» YOUR GOAL: Your answer should be only a number: how many lines include the word "that".
►
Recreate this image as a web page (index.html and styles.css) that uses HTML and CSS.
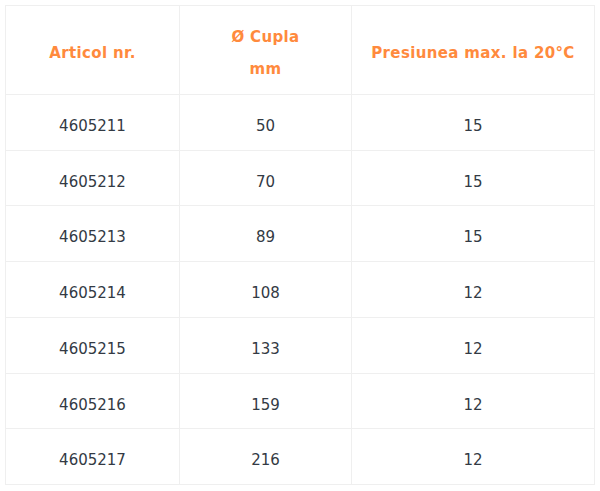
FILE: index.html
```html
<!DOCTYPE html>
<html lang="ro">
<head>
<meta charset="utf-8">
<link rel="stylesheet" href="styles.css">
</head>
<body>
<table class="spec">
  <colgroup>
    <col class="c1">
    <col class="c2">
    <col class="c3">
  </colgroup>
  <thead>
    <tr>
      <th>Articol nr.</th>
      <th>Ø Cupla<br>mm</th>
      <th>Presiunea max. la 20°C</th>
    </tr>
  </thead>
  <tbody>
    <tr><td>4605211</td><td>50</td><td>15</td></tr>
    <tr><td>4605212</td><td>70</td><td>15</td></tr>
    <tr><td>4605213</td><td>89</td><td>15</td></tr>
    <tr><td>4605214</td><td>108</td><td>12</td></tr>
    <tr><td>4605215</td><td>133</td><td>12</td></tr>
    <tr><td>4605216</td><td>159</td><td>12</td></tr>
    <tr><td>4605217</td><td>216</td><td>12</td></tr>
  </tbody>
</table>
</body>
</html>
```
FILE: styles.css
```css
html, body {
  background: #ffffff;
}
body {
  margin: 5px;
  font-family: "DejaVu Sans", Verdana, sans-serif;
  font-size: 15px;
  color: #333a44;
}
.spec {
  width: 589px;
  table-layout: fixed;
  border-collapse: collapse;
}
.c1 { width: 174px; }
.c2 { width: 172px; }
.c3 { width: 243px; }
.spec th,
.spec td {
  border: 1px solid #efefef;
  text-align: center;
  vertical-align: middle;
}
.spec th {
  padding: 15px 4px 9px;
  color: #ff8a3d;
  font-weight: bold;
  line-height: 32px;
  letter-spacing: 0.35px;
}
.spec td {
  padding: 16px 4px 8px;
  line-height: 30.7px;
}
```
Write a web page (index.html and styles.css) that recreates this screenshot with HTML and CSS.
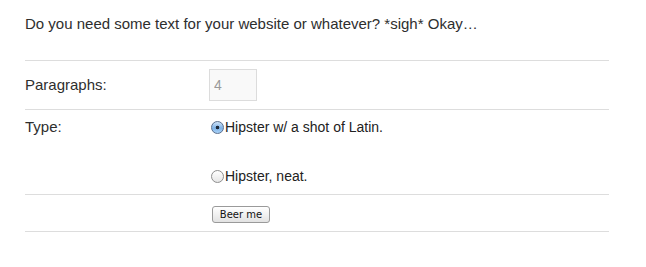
◄
» RESULT: 2